[Refer: Basis for Conclusions paragraph BC64]
Application examples
Example 11
[Refer: paragraphs B51–B53]
An investee’s only business activity, as specified in its founding documents, is
to purchase receivables and service them on a day-to-day basis for its
investors. The servicing on a day-to-day basis includes the collection and
passing on of principal and interest payments as they fall due. Upon default
of a receivable the investee automatically puts the receivable to an investor
as agreed separately in a put agreement between the investor and the
investee. The only relevant activity is managing the receivables upon default
because it is the only activity that can significantly affect the investee’s
returns. Managing the receivables before default is not a relevant activity
because it does not require substantive decisions to be made that could
significantly affect the investee’s returns—the activities before default are
predetermined and amount only to collecting cash flows as they fall due and
passing them on to investors. Therefore, only the investor’s right to manage
the assets upon default should be considered when assessing the overall
activities of the investee that significantly affect the investee’s returns.

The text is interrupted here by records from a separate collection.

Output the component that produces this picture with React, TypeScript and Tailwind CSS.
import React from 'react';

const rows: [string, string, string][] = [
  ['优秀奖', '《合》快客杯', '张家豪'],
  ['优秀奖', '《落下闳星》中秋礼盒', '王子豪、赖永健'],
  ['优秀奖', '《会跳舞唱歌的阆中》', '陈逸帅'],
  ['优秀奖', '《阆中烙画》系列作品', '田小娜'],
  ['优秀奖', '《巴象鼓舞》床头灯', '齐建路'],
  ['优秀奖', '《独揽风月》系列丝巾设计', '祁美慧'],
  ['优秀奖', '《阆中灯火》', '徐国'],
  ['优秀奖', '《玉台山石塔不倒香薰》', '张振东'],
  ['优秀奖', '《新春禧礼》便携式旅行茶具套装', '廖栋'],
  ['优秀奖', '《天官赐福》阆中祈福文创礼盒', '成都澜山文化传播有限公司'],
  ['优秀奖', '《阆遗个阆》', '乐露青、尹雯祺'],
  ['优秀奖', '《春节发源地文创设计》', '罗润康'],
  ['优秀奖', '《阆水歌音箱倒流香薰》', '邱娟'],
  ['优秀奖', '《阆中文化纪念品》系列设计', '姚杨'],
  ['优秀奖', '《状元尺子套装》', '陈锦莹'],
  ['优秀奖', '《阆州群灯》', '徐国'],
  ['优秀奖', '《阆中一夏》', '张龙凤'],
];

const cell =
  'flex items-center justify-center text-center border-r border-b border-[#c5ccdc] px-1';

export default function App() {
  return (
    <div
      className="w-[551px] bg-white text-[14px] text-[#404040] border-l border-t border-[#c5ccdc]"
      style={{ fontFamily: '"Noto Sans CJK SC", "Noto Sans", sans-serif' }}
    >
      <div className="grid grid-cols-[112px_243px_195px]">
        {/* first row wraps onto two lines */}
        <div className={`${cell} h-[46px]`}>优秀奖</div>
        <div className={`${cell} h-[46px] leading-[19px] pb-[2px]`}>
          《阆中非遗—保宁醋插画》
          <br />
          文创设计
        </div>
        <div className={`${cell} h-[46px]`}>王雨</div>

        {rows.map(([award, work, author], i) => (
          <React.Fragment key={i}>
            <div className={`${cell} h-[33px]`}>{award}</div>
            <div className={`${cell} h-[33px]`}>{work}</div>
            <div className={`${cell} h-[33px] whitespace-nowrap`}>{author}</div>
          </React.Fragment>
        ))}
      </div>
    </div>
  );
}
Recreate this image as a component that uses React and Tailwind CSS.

In this example, the design of the investee ensures that the investor has
decision-making authority over the activities that significantly affect the
returns at the only time that such decision-making authority is required.
The terms of the put agreement are integral to the overall transaction and
the establishment of the investee. Therefore, the terms of the put agreement
together with the founding documents of the investee lead to the conclusion
that the investor has power over the investee even though the investor takes
ownership of the receivables only upon default and manages the defaulted
receivables outside the legal boundaries of the investee.